### The exercise
Using the records that follow, reproduce exactly the lines starting at the line containing "Generate a component" and ending at the line containing "const TOTAL = 14;". Include both end lines and no pictures.

### Data lines
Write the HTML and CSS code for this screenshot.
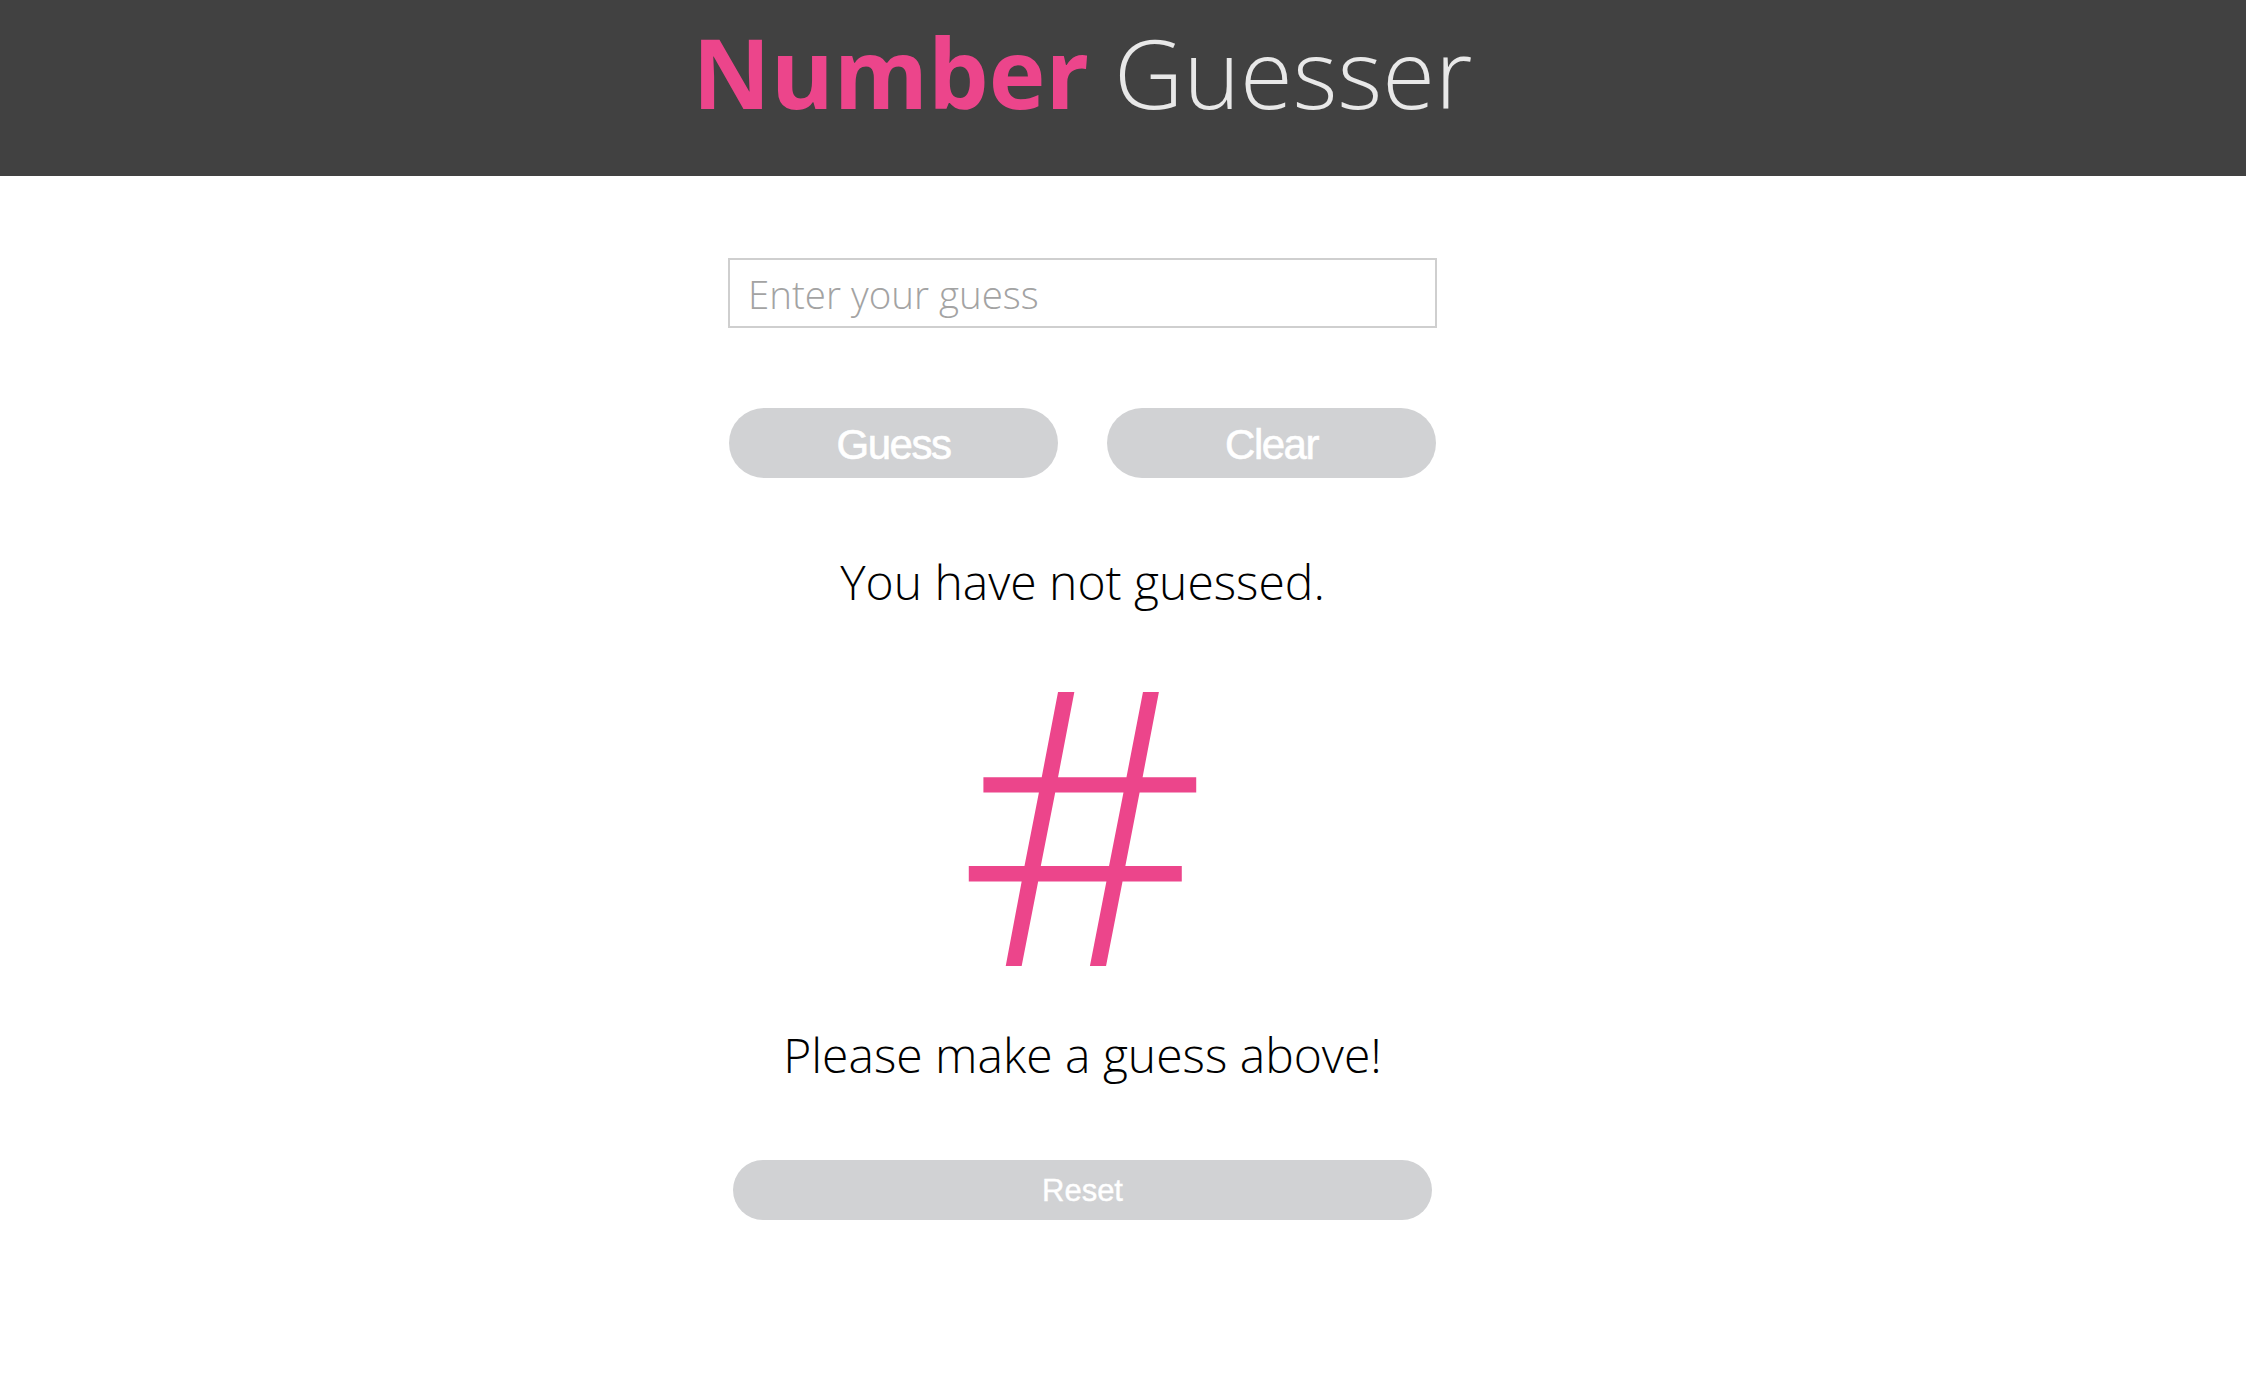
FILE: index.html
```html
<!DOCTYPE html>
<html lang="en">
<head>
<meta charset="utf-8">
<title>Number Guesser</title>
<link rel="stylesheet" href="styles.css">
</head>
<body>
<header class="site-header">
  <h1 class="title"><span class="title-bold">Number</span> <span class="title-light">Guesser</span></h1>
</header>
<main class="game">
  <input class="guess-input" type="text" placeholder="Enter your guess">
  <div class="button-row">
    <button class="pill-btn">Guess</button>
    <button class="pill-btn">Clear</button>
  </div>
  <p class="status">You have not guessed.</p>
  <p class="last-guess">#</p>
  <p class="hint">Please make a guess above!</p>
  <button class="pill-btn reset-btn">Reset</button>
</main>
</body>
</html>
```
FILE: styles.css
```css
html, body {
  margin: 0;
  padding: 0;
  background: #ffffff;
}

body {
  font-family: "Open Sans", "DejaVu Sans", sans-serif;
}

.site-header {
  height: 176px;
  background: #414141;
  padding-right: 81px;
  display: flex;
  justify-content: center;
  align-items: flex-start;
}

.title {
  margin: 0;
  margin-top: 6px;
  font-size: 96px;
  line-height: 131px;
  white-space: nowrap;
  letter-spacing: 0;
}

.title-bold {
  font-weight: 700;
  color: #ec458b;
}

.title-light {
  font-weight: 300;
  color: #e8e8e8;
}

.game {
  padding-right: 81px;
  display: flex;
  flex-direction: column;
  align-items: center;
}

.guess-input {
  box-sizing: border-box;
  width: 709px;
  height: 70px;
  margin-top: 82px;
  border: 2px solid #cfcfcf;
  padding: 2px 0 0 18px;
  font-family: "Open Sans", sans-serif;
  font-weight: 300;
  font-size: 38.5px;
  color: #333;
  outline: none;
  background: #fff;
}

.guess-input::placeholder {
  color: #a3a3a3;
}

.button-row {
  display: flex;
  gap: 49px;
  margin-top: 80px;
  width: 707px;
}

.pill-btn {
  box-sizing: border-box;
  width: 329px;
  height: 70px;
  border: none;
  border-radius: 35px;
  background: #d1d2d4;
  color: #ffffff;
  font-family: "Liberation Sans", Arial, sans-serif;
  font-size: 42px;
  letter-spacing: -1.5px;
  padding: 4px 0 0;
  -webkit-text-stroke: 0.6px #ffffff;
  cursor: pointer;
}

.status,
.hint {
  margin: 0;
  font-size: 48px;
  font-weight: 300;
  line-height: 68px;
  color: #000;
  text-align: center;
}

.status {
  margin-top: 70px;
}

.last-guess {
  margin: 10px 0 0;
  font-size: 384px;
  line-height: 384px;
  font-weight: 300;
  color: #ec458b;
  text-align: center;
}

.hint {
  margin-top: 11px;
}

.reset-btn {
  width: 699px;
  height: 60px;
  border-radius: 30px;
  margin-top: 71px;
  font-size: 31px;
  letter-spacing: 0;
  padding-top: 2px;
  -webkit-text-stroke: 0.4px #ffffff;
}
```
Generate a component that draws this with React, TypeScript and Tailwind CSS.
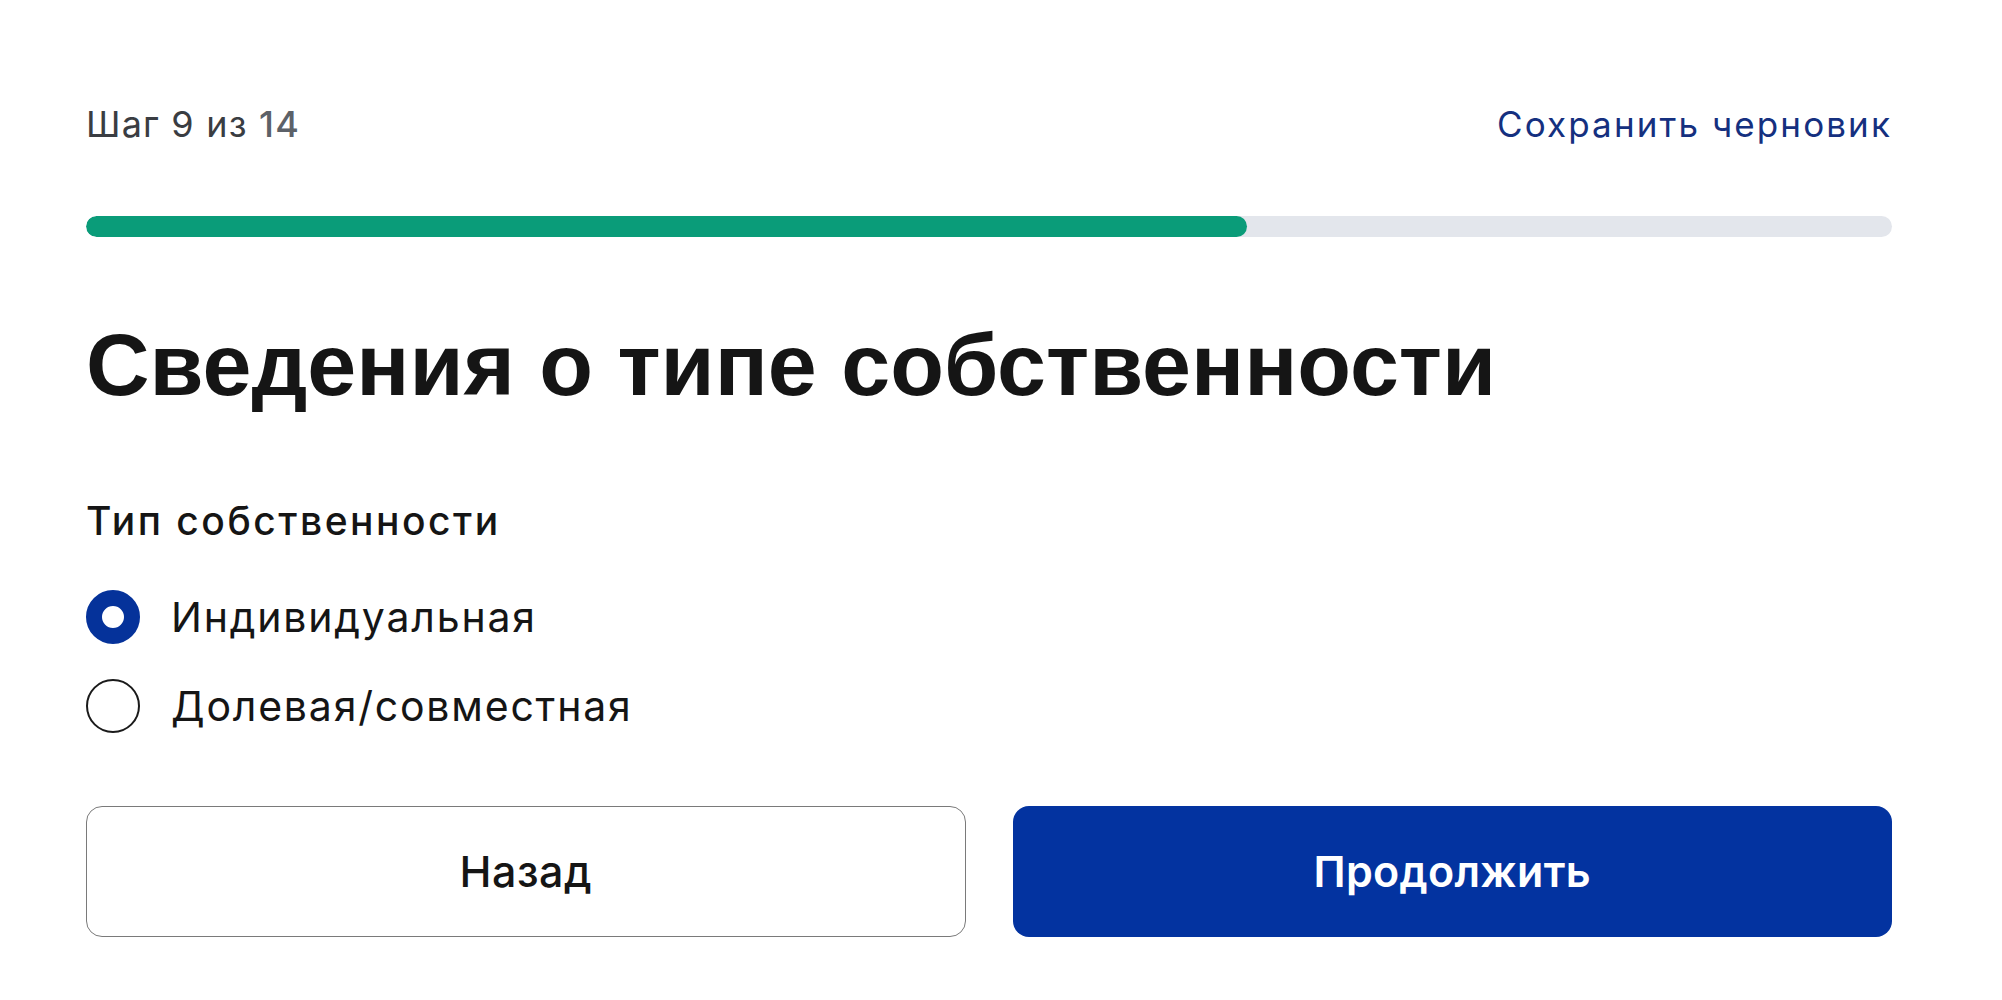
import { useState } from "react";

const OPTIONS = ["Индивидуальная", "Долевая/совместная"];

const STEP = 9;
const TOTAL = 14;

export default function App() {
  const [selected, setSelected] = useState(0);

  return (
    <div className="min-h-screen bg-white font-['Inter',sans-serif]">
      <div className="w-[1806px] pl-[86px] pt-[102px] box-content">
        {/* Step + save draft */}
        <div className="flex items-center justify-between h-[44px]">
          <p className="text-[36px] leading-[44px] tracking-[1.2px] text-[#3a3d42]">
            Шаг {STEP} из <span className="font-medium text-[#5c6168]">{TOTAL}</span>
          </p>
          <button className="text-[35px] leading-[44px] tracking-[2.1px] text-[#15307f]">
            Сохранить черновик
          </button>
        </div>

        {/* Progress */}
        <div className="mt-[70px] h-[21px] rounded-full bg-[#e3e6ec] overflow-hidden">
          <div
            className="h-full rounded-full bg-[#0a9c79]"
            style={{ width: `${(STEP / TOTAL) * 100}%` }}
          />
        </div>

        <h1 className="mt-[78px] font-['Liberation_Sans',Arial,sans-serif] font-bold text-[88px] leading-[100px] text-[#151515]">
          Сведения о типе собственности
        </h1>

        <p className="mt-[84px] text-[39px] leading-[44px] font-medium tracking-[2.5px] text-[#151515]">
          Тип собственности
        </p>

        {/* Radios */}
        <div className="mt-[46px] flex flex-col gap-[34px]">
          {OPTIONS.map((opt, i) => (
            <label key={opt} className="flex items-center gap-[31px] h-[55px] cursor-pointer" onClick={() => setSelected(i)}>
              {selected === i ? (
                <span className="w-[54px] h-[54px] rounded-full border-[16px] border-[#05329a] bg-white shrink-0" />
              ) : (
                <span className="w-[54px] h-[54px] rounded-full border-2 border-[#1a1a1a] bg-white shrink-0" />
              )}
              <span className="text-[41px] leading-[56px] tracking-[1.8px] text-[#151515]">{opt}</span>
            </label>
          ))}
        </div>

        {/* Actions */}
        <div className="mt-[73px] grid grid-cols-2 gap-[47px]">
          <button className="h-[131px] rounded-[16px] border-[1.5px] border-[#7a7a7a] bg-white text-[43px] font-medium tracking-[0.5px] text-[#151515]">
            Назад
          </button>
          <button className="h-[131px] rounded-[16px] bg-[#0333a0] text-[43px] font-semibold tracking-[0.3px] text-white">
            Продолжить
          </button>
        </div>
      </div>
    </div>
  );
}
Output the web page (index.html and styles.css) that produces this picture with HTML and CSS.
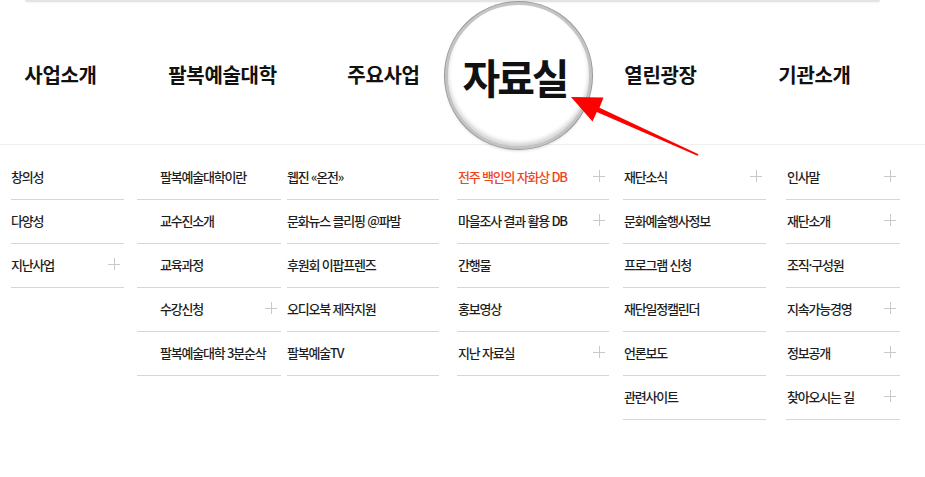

### Completed exercise
Generate a component that draws this with React, TypeScript and Tailwind CSS.
import { useState } from "react";

const OPTIONS = ["Индивидуальная", "Долевая/совместная"];

const STEP = 9;
const TOTAL = 14;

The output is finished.